I am an international student majoring in Biochemistry and a mathematics minor. I have transferred from a community college to a four year college with a 3.8 GPA. My current GPA at this college for two semesters is 3.2. I want to apply to nano-science programs for grad school but everyone is telling me that I need research experience before applying for PhD. I am a junior right now and this semester I did research but it did not work out quite well and I had to cancel the project. I want to ask is there any chance that I get into a grad school without much research background?
it is possible but the most selective programs expect a significant amount of research from their successful applicants. You need to try again and figure out why it did not work out the first time. Frankly, when you say that you had to cancel the project, i am not quite sure you understand what it means to be involved in research. Generally, you find a faculty member who is doing research that interests you and volunteer in the lab, learning what it means to be doing research. You still have time since you need to apply next Fall but you need to move quickly.
Yeah, what does “it did not work out quite well” and “I had to cancel the project” mean? If you just started doing research this semester, that means it’s been 3 months or less since you started the project - how is that enough time to know whether the project was working out?
In addition, if you have no research experience, how do you know you want a PhD? That is what professors reading your application will think if you apply without it. A PhD is all about research and about preparing you for a career in research, so professors want to be reasonably sure that you know what you are getting yourself into and will not discover after 1-2 years that you actually hate research and want to leave the program. They also want you to have basic lab skills so you can actually be of use to the PI you will be assisting with their work.
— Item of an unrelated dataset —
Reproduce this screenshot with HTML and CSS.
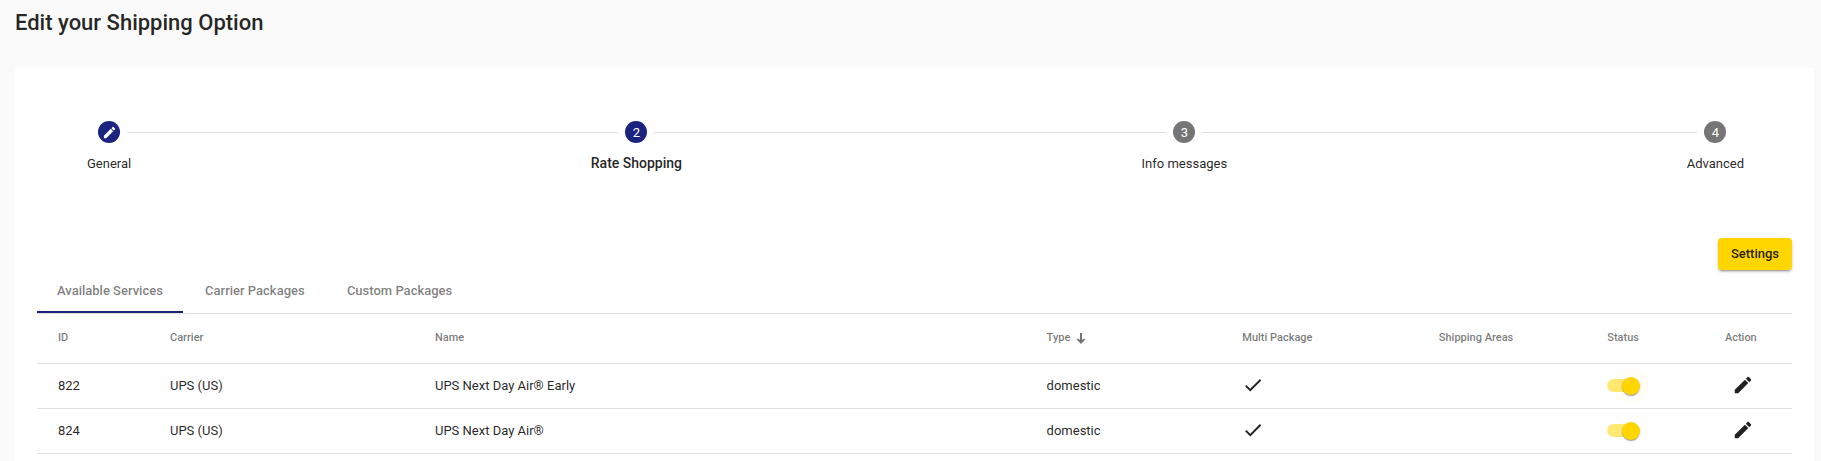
FILE: index.html
```html
<!DOCTYPE html>
<html lang="en">
<head>
    <title>Edit your Shipping Option</title>
    <meta charset="UTF-8">
    <link rel="stylesheet" href="styles.css">
</head>
<body>
    <svg class="icon-defs" width="0" height="0">
        <symbol id="icon-edit" viewBox="0 0 24 24">
            <path d="M3 17.25V21h3.75L17.81 9.94l-3.75-3.75L3 17.25zM20.71 7.04c.39-.39.39-1.02 0-1.41l-2.34-2.34c-.39-.39-1.02-.39-1.41 0l-1.83 1.83 3.75 3.75 1.83-1.83z"/>
        </symbol>
        <symbol id="icon-check" viewBox="0 0 24 24">
            <path d="M9 16.17L4.83 12l-1.42 1.41L9 19 21 7l-1.41-1.41z"/>
        </symbol>
    </svg>

    <h1 class="page-title">Edit your Shipping Option</h1>

    <main class="card">
        <!-- Stepper -->
        <ol class="stepper">
            <li class="step">
                <span class="step-marker">
                    <span class="step-icon active"><svg class="icon-small"><use href="#icon-edit"/></svg></span>
                </span>
                <span class="step-label">General</span>
            </li>
            <li class="step-line" role="presentation"></li>
            <li class="step">
                <span class="step-marker"><span class="step-icon active">2</span></span>
                <span class="step-label selected">Rate Shopping</span>
            </li>
            <li class="step-line" role="presentation"></li>
            <li class="step">
                <span class="step-marker"><span class="step-icon">3</span></span>
                <span class="step-label">Info messages</span>
            </li>
            <li class="step-line" role="presentation"></li>
            <li class="step">
                <span class="step-marker"><span class="step-icon">4</span></span>
                <span class="step-label">Advanced</span>
            </li>
        </ol>

        <div class="toolbar">
            <button type="button" class="btn-settings">Settings</button>
        </div>

        <!-- Tabs -->
        <div class="tabs" role="tablist">
            <button type="button" class="tab active" role="tab" aria-selected="true">Available Services</button>
            <button type="button" class="tab" role="tab" aria-selected="false">Carrier Packages</button>
            <button type="button" class="tab" role="tab" aria-selected="false">Custom Packages</button>
        </div>

        <table class="services">
            <colgroup>
                <col class="col-id">
                <col class="col-carrier">
                <col class="col-name">
                <col class="col-type">
                <col class="col-multi">
                <col class="col-areas">
                <col class="col-status">
                <col class="col-action">
            </colgroup>
            <thead>
                <tr>
                    <th>ID</th>
                    <th>Carrier</th>
                    <th>Name</th>
                    <th aria-sort="descending">
                        <span class="sort">Type
                            <svg class="sort-arrow" viewBox="0 0 10 12"><path d="M4 1h2v7l2-1.5 1.3 1L5 12 .7 7.5l1.3-1L4 8z"/></svg>
                        </span>
                    </th>
                    <th>Multi Package</th>
                    <th>Shipping Areas</th>
                    <th>Status</th>
                    <th>Action</th>
                </tr>
            </thead>
            <tbody>
                <tr>
                    <td>822</td>
                    <td>UPS (US)</td>
                    <td>UPS Next Day Air® Early</td>
                    <td>domestic</td>
                    <td><svg class="icon"><use href="#icon-check"/></svg></td>
                    <td></td>
                    <td><input type="checkbox" class="toggle focused" aria-label="Status of 822" checked></td>
                    <td><button type="button" class="btn-icon" aria-label="Edit 822"><svg class="icon"><use href="#icon-edit"/></svg></button></td>
                </tr>
                <tr>
                    <td>824</td>
                    <td>UPS (US)</td>
                    <td>UPS Next Day Air®</td>
                    <td>domestic</td>
                    <td><svg class="icon"><use href="#icon-check"/></svg></td>
                    <td></td>
                    <td><input type="checkbox" class="toggle" aria-label="Status of 824" checked></td>
                    <td><button type="button" class="btn-icon" aria-label="Edit 824"><svg class="icon"><use href="#icon-edit"/></svg></button></td>
                </tr>
            </tbody>
        </table>
    </main>
</body>
</html>
```

FILE: styles.css
```css
* {
    box-sizing: border-box;
}
body {
    display: flex;
    flex-direction: column;
    min-height: 100vh;
    margin: 0;
    padding: 8px 7px 0 15px;
    background-color: #fafafa;
    color: rgba(0,0,0,0.87);
    font-family: Roboto, "Liberation Sans", sans-serif;
    font-size: 13px;
}
button {
    border: none;
    background: none;
    font-family: inherit;
    font-size: 13px;
    font-weight: 500;
    cursor: pointer;
}
.icon-defs {
    position: absolute;
}
.page-title {
    margin: 0 0 30px;
    font-size: 22px;
    font-weight: 500;
    line-height: 30px;
}
.card {
    flex: 1;
    padding: 53px 22px 7px;
    background-color: white;
}

/* stepper */
.stepper {
    display: flex;
    margin: 0 0 63px;
    padding: 0 26px 0 28px;
    list-style: none;
}
.step {
    display: flex;
    flex-direction: column;
    gap: 10px;
}
.step-marker {
    display: flex;
    align-items: center;
    gap: 7px;
}
.step-marker::before,
.step-marker::after {
    content: "";
    flex: 1;
    border-top: 1px solid #e0e0e0;
}
.step:first-child .step-marker::before,
.step:last-child .step-marker::after {
    border-color: transparent;
}
.step-line {
    flex: 1;
    height: 1px;
    margin-top: 11px;
    background-color: #e0e0e0;
}
.step-icon {
    display: flex;
    align-items: center;
    justify-content: center;
    width: 22px;
    height: 22px;
    border-radius: 50%;
    background-color: #757575;
    color: white;
}
.step-icon.active {
    background-color: #1a237e;
}
.step-label {
    padding: 0 22px;
    line-height: 22px;
}
.step-label.selected {
    font-size: 14px;
    font-weight: 500;
    line-height: 20px;
}

.toolbar {
    display: flex;
    justify-content: flex-end;
}
.btn-settings {
    height: 32px;
    padding: 0 13px 1px;
    border-radius: 4px;
    background-color: #ffd600;
    color: rgba(0,0,0,0.87);
    box-shadow: 0 3px 1px -2px rgba(0,0,0,0.2), 0 2px 2px 0 rgba(0,0,0,0.14), 0 1px 4px 0 rgba(0,0,0,0.12);
}

/* tabs */
.tabs {
    display: flex;
    border-bottom: 1px solid #e0e0e0;
}
.tab {
    min-width: 144px;
    height: 43px;
    padding: 0 20px;
    border-bottom: 2px solid transparent;
    color: rgba(0,0,0,0.52);
}
.tab.active {
    border-bottom-color: #1a237e;
}

/* table */
.services {
    width: 100%;
    table-layout: fixed;
    border-collapse: separate;
    border-spacing: 0;
}
.col-id { width: 7.35%; }
.col-carrier { width: 15.1%; }
.col-name { width: 34.85%; }
.col-type { width: 11.15%; }
.col-multi { width: 11.2%; }
.col-areas { width: 9.6%; }
.col-status { width: 6.7%; }
.col-action { width: 4.05%; }
.services th,
.services td {
    padding: 0 0 2px 4px;
    border-bottom: 1px solid #e0e0e0;
    text-align: left;
}
.services th:first-child,
.services td:first-child {
    padding-left: 21px;
}
.services th {
    height: 50px;
    color: rgba(0,0,0,0.54);
    font-size: 11px;
    font-weight: 500;
}
.services td {
    height: 45px;
}
.sort {
    display: flex;
    align-items: center;
    gap: 6px;
}
.sort-arrow {
    width: 10px;
    height: 12px;
    fill: #757575;
}
.icon {
    display: block;
    width: 22px;
    height: 22px;
    fill: rgba(0,0,0,0.87);
}
.icon-small {
    width: 15px;
    height: 15px;
    fill: white;
}
.btn-icon {
    display: flex;
    align-items: center;
    justify-content: center;
    width: 36px;
    height: 36px;
    padding: 0;
}

/* slide toggle, the thumb hangs over the track */
.toggle {
    appearance: none;
    position: relative;
    display: block;
    width: 32px;
    height: 13px;
    margin: 0;
    border-radius: 7px;
    background-color: rgba(0,0,0,0.38);
    cursor: pointer;
}
.toggle::before {
    content: "";
    position: absolute;
    top: -2px;
    left: 0;
    width: 18px;
    height: 18px;
    border-radius: 50%;
    background-color: #fafafa;
    box-shadow: 0 2px 1px -1px rgba(0,0,0,0.2), 0 1px 1px 0 rgba(0,0,0,0.14), 0 1px 3px 0 rgba(0,0,0,0.12);
}
.toggle:checked {
    background-color: rgba(255,214,0,0.54);
}
.toggle:checked::before {
    left: 15px;
    background-color: #ffd600;
}
.toggle.focused::after {
    content: "";
    position: absolute;
    top: -11px;
    left: 6px;
    width: 36px;
    height: 36px;
    border-radius: 50%;
    background-color: rgba(255,214,0,0.04);
}
```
So if you want a hope of getting into graduate school without research experience (and those chances are very bleak, since the best programs have no shortage of well-qualified students WITH experience you are competing with) you need to demonstrate both of those things: that you know what you are getting yourself into, and that you have enough basic lab/research knowledge to be of use at the graduate level. You can talk about your coursework if it is advanced and maybe some related activities (science-related volunteering, applied work, internships, jobs) that have transferable skills. But really there’s no good substitute for research experience.